= Destinies of the Soul =

1879 book, formerly bound in human skin

Destinies of the Soul (published in French as Des destinées de l'âme) is an individual copy of Arsene Houssaye's essay Des destinés de l'âme notable for being bound in human skin. The book was written by Arsène Houssaye and published by Calmann-Lévy in Paris. A copy of the book was owned by the physician Dr. Ludovic Bouland before it was acquired by the Harvard Library in 1934. The book was not confirmed to be bound in human skin until 2014. In 2024, Harvard University removed the skin and placed it in storage due to ethical considerations.

== History ==
Houssaye was friends with Bouland and gifted him a copy of the book. The book was not bound in human skin until its acquisition by Bouland, who believed that "a book about the human soul deserved to have a human covering". He used the skin of a deceased woman in a French psychiatric hospital, where he was a medical student. After his death in 1934, it was acquired by Harvard University, although not formally so until 1954. The book entered the collection alongside a note detailing its origins and instructions for how to preserve human skin.
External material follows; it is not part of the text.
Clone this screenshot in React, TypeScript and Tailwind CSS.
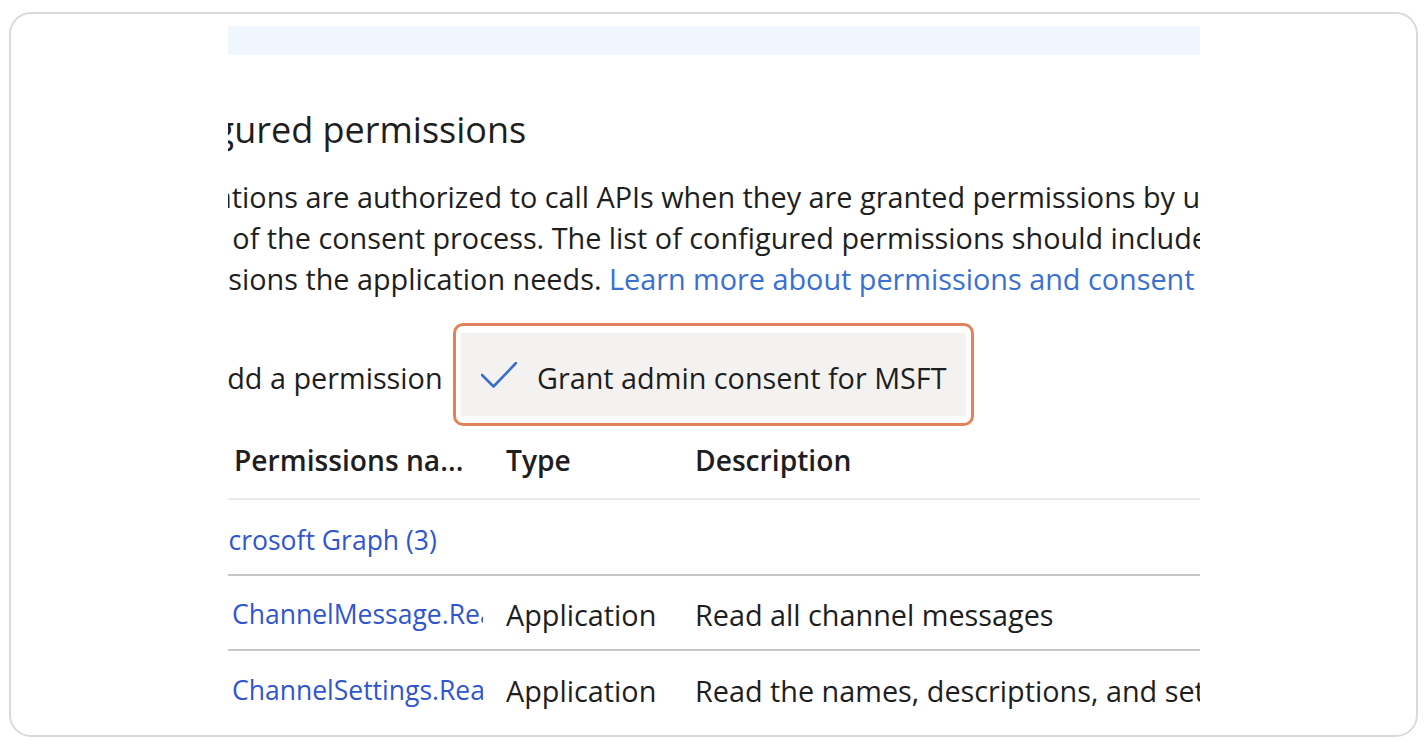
const font = "font-['Open_Sans',sans-serif]"

function Check() {
  return (
    <svg width="36" height="26" viewBox="0 0 36 26" fill="none" className="shrink-0">
      <path d="M1 13 L12.5 24.5 L35 1" stroke="#3a6ec8" strokeWidth="2.6" strokeLinecap="round" strokeLinejoin="round" />
    </svg>
  )
}

const rows = [
  { name: 'ChannelMessage.Read.All', type: 'Application', desc: 'Read all channel messages', border: true },
  { name: 'ChannelSettings.Read.All', type: 'Application', desc: 'Read the names, descriptions, and settings of all channels', border: false },
]

export default function App() {
  return (
    <div className={`h-[746px] w-[1428px] bg-white pb-[9px] pl-[9px] pr-[10px] pt-[12px] ${font} text-[#1e1e1e]`}>
      <div className="h-full overflow-hidden rounded-[22px] border-2 border-[#dadada] bg-white pl-[217px]">
        <div className="w-[972px] overflow-hidden">
          <div className="mt-[12px] h-[29px] bg-[#f0f6fe]" />

          <h2 className="mt-[55px] h-[40px] whitespace-nowrap text-[36px] leading-[40px] font-normal">
            <span className="-ml-[101px] inline-block">Configured permissions</span>
          </h2>

          <div className="mt-[26px] text-[28.8px] leading-[41px] whitespace-nowrap">
            <div className="-ml-[94px]">Applications are authorized to call APIs when they are granted permissions by users/admins as part</div>
            <div className="-ml-[96px]">as part of the consent process. The list of configured permissions should include all the permissions</div>
            <div className="-ml-[93px]">
              permissions the application needs.{' '}
              <span className="text-[#3a70d2]">Learn more about permissions and consent</span>
            </div>
          </div>

          <div className="mt-[24px] flex h-[103px] items-center text-[28.8px]">
            <div className="w-[225px] shrink-0 overflow-hidden whitespace-nowrap pt-[6px]">
              <span className="-ml-[19px] inline-block">Add a permission</span>
            </div>
            <div className="shrink-0 rounded-[10px] border-[3px] border-[#e0835a] px-[5px] py-[7px]">
              <button type="button" className="flex h-[83px] w-[505px] items-center gap-[20px] bg-[#f3f2f1] pl-[20px] whitespace-nowrap">
                <Check />
                <span className="pt-[6px]">Grant admin consent for MSFT</span>
              </button>
            </div>
          </div>

          <div className="flex h-[74px] items-center border-b-2 border-[#edebe9] pb-[4px] text-[28.2px] font-semibold whitespace-nowrap">
            <div className="w-[278px] shrink-0 pl-[6px]">Permissions na...</div>
            <div className="w-[189px] shrink-0">Type</div>
            <div className="shrink-0">Description</div>
          </div>

          <div className="flex h-[76px] items-center border-b-2 border-[#c8c6c4] pt-[8px] text-[26.5px] whitespace-nowrap text-[#2f56cf]">
            <span className="-ml-[30px] inline-block">Microsoft Graph (3)</span>
          </div>

          {rows.map((r) => (
            <div
              key={r.name}
              className={`flex h-[75px] items-center pt-[5px] text-[28.8px] whitespace-nowrap ${r.border ? 'border-b-2 border-[#c8c6c4]' : ''}`}
            >
              <div className="w-[278px] shrink-0 pl-[4px]">
                <div className="w-[251px] overflow-hidden text-[26.5px] text-[#2f56cf]">{r.name}</div>
              </div>
              <div className="w-[189px] shrink-0">{r.type}</div>
              <div className="shrink-0">{r.desc}</div>
            </div>
          ))}
        </div>
      </div>
    </div>
  )
}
In 2014, when researchers were able to confirm that the material used was indeed human skin, Harvard said it was "good news for fans of anthropodermic bibliopegy, bibliomaniacs and cannibals alike". The advent of peptide mass fingerprinting made such a confirmation possible, as it allowed researchers to distinguish human skin from other materials like sheepskin. Destinies of the Soul was one of three books tested by the university for human skin and was the only one to have it. In 2023, Harvard performed an ethical review of materials within its collection and concluded that it had failed in its stewardship responsibilities. This review was prompted by a 2022 report about human remains within the university's possession. Before this ethical review, access to the book was unrestricted and it was possibly used in hazing rituals. As of 2024, Harvard University has removed the human skin from the book and placed it in storage as a temporary measure before disposal.